> **REQUIRED TASK**:
Check each line of the entries below for the string "this"; copy every line where it appears.

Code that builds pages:
- - - - -

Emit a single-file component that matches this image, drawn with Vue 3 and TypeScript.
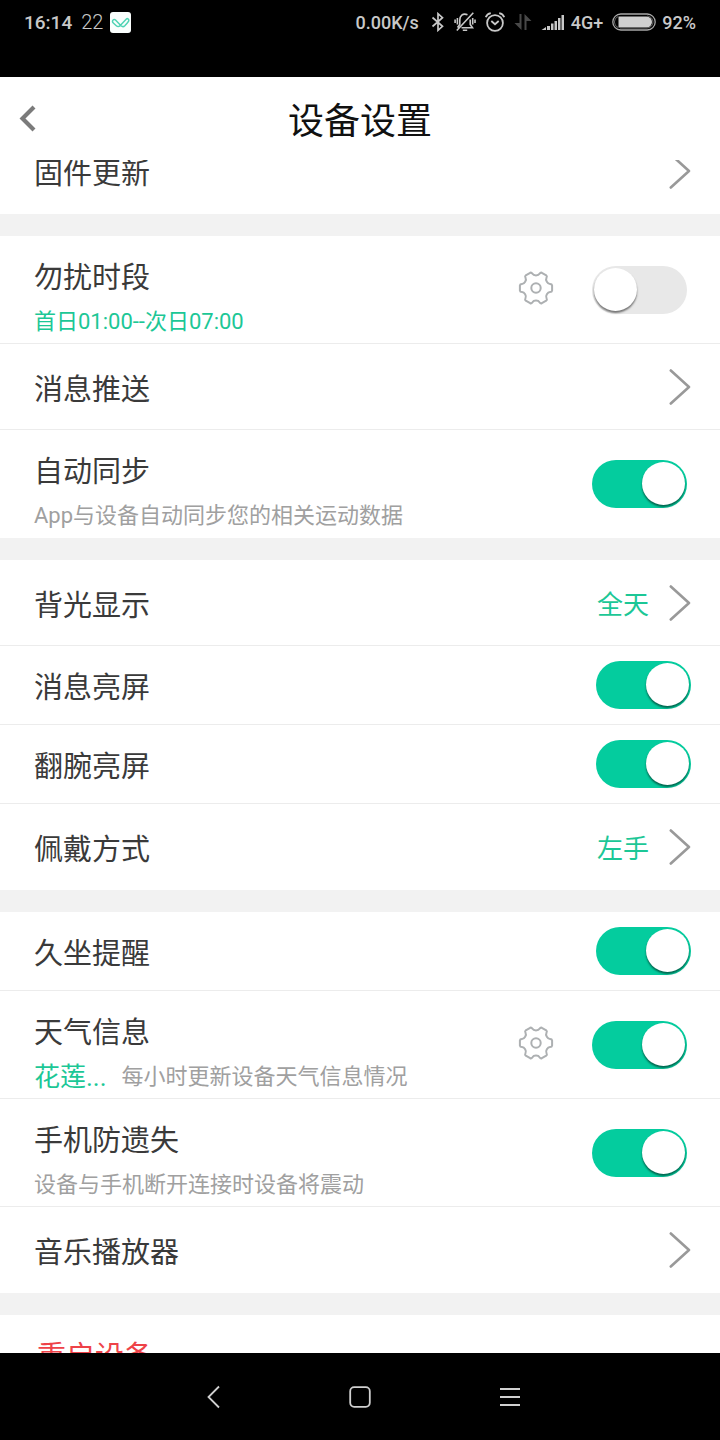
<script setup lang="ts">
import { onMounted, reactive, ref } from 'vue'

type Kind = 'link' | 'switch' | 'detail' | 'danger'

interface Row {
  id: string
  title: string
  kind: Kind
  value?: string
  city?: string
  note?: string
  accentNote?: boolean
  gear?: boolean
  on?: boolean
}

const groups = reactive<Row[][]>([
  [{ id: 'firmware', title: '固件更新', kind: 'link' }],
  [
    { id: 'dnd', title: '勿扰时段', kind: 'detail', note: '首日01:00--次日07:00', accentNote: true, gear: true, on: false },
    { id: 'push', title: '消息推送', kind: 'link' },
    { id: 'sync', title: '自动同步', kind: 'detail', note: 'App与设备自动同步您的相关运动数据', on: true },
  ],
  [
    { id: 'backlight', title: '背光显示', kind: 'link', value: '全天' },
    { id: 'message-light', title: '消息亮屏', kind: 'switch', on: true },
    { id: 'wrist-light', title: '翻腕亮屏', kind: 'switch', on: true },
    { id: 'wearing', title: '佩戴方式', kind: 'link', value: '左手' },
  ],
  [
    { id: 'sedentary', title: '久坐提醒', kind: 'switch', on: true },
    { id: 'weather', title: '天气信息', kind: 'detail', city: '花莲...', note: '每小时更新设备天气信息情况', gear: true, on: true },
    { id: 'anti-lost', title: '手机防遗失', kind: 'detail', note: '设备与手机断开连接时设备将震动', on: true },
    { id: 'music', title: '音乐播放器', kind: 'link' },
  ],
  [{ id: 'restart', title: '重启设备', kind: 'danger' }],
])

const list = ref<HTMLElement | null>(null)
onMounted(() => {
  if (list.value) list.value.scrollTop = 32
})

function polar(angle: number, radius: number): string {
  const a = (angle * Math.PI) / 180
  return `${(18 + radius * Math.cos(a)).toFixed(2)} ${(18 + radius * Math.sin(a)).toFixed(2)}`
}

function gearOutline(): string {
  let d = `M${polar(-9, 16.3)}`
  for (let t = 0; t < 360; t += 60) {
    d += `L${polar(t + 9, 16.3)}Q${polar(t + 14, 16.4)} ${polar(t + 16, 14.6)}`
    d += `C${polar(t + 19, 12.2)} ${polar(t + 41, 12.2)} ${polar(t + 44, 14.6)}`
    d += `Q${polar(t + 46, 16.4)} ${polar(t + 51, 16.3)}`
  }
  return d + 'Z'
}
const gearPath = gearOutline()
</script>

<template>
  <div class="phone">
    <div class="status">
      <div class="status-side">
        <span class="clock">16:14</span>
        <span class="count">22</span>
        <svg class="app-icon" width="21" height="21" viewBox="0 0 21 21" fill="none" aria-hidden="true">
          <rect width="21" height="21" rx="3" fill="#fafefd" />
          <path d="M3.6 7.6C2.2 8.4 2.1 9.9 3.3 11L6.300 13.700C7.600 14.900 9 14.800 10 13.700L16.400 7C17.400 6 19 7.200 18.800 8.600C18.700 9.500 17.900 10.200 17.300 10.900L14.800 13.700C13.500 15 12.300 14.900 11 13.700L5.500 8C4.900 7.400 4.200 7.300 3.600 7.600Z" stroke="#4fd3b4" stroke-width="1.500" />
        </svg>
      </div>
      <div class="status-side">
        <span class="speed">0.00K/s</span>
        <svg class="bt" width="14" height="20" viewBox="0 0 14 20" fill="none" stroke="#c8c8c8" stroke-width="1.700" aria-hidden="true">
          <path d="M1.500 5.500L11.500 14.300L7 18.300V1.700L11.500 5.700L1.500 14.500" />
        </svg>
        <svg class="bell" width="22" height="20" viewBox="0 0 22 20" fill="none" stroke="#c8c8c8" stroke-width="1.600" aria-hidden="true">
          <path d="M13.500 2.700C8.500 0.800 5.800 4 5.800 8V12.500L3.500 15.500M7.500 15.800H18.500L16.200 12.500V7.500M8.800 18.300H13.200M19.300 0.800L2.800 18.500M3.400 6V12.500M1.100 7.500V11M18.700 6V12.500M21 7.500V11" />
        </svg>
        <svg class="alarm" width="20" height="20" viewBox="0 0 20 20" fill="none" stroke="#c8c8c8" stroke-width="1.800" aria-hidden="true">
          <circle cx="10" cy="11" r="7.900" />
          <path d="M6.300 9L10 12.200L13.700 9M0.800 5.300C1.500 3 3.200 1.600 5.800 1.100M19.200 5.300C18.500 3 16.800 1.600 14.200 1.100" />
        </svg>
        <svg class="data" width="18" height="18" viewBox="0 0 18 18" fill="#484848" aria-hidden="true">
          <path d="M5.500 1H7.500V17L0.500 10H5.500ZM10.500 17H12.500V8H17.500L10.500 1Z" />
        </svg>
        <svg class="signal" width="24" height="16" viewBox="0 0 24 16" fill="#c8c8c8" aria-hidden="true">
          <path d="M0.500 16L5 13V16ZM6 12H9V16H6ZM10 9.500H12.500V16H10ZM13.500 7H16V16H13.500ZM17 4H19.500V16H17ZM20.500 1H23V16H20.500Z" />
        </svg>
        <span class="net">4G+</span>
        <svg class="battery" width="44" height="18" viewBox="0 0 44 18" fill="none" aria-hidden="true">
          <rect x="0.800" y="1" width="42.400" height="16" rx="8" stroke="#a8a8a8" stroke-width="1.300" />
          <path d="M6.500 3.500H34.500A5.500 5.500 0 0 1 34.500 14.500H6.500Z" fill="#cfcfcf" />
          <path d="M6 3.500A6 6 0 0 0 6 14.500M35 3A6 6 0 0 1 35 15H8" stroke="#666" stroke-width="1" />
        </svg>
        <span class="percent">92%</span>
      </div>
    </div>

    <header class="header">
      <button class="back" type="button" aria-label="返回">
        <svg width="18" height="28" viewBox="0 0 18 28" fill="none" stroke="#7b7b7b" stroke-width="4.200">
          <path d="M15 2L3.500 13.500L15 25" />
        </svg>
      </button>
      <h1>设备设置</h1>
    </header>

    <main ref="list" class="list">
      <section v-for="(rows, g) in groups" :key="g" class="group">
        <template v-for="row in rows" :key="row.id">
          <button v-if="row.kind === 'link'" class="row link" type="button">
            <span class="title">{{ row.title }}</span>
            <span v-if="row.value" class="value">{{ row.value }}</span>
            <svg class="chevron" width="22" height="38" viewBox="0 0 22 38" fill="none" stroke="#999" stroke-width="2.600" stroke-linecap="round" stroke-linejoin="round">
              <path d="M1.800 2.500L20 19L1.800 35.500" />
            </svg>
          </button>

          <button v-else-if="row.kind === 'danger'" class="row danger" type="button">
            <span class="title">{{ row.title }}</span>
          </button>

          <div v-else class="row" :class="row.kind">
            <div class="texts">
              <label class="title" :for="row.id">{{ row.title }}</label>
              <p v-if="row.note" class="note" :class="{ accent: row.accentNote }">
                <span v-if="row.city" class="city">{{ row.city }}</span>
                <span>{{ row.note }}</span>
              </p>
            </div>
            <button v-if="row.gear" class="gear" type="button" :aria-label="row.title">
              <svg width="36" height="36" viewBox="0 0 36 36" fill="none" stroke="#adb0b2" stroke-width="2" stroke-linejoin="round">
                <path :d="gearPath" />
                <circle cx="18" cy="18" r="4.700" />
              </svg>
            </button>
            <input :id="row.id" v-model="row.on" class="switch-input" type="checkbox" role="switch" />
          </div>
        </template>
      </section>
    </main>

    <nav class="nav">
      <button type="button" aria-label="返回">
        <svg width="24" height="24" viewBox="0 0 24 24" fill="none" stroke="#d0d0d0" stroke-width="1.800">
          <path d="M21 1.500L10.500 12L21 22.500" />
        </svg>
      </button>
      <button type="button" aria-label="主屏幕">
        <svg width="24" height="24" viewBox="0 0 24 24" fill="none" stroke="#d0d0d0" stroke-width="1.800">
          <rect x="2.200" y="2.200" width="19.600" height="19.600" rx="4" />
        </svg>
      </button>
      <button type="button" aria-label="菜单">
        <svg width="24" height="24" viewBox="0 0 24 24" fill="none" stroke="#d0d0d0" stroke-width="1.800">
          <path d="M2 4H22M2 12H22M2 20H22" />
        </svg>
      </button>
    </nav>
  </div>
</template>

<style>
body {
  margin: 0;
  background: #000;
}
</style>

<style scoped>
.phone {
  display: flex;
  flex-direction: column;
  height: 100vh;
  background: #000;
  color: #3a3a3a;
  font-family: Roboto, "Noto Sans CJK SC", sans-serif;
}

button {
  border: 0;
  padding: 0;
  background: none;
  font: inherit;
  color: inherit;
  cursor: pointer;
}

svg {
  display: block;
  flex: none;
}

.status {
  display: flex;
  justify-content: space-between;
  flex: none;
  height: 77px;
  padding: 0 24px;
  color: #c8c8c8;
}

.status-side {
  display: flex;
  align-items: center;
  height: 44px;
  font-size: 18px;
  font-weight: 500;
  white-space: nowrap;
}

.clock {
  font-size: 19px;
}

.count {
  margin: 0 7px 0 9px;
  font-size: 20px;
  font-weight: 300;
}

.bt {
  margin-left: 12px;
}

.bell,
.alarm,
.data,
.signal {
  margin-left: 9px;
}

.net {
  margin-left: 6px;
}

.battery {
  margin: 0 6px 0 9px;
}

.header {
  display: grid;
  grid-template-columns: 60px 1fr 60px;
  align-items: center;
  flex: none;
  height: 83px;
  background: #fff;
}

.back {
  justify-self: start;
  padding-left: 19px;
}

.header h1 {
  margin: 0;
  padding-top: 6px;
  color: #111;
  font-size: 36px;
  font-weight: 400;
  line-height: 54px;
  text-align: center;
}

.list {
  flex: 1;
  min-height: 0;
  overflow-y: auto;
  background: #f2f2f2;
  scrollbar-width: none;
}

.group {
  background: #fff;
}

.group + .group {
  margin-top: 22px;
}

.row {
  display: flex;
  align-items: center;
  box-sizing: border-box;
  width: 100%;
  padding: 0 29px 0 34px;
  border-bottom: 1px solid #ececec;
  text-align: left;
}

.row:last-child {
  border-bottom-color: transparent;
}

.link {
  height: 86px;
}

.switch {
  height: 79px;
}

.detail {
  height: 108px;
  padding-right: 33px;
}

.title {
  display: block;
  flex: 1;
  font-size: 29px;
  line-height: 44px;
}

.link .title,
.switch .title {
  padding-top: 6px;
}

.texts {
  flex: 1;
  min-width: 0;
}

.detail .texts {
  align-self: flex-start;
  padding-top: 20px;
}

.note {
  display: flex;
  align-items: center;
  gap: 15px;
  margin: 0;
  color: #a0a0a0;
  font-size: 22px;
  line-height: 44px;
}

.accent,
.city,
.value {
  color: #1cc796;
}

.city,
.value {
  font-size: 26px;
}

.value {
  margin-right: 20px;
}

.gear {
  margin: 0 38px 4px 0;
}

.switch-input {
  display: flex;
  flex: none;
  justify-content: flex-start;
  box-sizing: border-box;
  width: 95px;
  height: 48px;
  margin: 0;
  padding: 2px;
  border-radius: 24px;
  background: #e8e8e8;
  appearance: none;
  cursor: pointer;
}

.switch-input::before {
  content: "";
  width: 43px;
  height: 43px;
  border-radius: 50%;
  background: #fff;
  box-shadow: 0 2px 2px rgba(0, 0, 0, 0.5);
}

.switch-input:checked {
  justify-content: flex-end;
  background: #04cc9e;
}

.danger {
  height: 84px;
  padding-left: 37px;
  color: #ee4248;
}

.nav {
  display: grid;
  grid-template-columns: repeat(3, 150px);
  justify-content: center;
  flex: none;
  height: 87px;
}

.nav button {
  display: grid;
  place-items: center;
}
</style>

- - - - -

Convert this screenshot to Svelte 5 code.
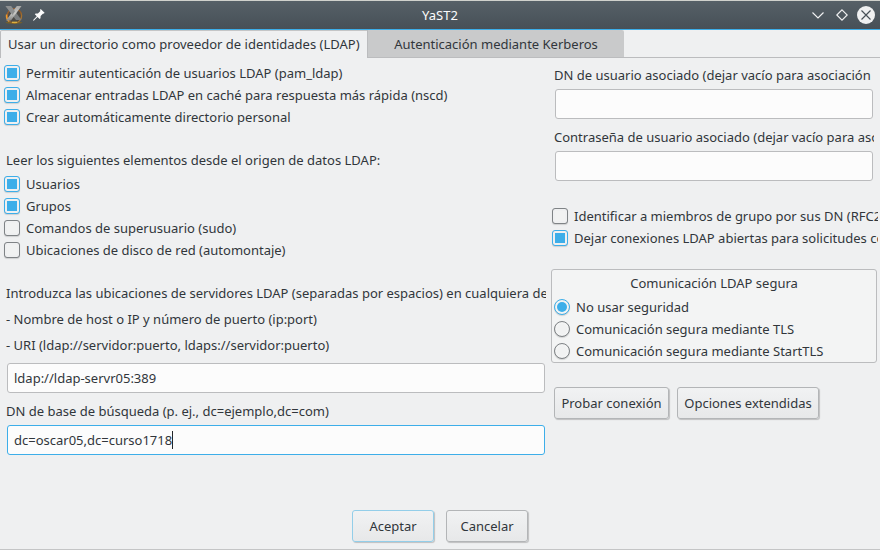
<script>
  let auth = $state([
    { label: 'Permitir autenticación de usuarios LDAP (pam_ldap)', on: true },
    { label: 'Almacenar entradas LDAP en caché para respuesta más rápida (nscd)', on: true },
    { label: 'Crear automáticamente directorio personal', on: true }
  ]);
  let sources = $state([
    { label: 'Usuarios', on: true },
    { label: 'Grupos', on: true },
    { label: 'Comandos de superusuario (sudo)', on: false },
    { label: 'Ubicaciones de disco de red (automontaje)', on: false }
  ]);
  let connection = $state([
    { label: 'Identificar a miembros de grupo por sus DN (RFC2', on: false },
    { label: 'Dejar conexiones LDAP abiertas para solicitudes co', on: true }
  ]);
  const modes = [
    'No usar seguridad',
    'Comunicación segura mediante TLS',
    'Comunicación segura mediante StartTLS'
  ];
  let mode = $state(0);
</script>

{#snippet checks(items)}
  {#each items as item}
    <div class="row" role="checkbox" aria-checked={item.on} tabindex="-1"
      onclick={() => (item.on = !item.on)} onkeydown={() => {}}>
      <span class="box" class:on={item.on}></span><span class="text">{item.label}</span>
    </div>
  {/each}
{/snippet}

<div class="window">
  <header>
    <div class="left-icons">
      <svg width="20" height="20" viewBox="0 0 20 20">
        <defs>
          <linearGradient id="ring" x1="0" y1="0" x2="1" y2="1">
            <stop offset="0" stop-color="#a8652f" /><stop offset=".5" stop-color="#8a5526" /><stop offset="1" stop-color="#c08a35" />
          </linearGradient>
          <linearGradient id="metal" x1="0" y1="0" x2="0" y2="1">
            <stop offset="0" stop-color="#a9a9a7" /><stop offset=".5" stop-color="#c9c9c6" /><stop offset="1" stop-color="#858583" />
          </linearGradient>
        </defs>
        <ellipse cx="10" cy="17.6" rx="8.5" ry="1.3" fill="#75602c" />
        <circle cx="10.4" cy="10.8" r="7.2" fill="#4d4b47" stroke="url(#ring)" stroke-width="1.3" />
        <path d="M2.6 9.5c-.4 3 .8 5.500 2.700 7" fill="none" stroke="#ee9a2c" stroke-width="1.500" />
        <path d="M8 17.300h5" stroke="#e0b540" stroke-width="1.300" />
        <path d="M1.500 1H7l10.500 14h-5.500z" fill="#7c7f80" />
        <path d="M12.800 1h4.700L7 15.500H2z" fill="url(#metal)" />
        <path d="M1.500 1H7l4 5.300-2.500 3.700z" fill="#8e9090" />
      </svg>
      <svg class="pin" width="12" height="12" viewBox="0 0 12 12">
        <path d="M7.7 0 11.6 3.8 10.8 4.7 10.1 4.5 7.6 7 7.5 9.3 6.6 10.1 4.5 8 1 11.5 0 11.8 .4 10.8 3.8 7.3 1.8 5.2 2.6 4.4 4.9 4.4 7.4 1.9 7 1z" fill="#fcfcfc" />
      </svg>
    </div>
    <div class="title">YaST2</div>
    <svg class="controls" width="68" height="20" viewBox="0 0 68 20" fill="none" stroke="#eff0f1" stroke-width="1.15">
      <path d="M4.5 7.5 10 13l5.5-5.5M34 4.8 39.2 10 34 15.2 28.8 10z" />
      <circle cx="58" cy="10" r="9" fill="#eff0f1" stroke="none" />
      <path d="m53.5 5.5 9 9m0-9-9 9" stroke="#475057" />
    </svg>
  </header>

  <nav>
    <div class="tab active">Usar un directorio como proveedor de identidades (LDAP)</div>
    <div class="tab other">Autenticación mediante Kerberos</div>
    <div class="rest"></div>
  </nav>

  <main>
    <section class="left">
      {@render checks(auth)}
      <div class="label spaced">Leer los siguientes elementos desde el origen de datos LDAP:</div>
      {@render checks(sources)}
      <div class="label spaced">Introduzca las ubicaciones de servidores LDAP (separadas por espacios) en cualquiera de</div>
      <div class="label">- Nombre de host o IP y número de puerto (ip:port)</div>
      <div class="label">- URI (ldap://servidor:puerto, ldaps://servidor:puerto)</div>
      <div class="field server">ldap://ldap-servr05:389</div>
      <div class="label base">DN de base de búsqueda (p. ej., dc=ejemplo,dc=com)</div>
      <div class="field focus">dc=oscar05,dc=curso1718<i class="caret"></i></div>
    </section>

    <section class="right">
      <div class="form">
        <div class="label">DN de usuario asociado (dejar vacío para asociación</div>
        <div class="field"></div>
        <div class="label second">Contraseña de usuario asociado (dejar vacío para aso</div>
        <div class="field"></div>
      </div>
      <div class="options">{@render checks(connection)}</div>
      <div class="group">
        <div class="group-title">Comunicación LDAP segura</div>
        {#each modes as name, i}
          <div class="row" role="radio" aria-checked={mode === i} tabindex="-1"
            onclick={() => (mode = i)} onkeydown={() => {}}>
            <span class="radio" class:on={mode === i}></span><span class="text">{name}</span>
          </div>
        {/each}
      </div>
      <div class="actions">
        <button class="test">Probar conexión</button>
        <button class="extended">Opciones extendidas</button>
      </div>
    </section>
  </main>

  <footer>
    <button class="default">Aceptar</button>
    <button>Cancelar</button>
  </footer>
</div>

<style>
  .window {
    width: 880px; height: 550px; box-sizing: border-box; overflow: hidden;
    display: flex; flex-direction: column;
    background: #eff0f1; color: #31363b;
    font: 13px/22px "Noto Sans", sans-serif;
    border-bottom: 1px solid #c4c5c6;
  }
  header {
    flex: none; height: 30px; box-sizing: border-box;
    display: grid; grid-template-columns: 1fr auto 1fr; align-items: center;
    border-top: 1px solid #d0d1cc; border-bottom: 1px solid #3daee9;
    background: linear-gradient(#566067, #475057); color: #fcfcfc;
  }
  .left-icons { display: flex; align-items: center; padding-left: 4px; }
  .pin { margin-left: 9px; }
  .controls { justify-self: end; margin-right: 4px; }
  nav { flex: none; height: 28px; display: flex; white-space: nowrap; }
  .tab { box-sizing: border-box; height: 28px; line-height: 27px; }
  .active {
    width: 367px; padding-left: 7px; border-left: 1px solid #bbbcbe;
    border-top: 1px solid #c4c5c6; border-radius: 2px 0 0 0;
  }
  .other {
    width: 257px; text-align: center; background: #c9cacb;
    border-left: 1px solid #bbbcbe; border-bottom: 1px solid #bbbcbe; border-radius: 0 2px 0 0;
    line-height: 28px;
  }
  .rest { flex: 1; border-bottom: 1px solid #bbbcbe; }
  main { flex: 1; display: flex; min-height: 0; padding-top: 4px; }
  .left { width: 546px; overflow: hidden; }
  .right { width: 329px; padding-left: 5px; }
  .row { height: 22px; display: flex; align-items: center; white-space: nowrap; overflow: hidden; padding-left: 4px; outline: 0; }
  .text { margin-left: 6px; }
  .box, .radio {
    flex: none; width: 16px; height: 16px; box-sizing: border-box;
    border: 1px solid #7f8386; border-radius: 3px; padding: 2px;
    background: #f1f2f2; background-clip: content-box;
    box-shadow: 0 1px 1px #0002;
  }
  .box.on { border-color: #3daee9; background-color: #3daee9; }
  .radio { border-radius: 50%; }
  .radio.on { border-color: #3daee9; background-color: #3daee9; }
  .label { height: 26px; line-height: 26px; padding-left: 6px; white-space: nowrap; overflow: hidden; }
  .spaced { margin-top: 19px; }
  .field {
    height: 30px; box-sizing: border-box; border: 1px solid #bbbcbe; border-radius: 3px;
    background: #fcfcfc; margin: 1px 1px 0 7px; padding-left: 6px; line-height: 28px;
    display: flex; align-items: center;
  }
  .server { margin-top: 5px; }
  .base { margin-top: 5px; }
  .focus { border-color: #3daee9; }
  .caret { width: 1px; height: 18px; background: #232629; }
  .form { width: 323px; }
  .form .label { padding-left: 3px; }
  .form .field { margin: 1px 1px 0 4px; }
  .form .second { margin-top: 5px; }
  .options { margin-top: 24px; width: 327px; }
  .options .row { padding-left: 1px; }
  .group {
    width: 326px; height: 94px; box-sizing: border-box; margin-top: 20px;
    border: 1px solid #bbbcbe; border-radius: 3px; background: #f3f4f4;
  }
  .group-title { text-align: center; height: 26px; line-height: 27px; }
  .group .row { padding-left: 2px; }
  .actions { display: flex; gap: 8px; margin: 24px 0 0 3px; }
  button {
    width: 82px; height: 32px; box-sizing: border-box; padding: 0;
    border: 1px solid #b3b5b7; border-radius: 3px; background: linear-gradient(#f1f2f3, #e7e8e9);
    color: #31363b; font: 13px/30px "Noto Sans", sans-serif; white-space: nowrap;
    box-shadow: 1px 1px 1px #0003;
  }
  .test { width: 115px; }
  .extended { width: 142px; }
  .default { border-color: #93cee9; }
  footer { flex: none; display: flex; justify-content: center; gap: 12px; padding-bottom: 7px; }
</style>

- - - - -

> **ANSWER IN FULL**:
Emit a single-file component that matches this image, drawn with Vue 3 and TypeScript.
Convert this screenshot to Svelte 5 code.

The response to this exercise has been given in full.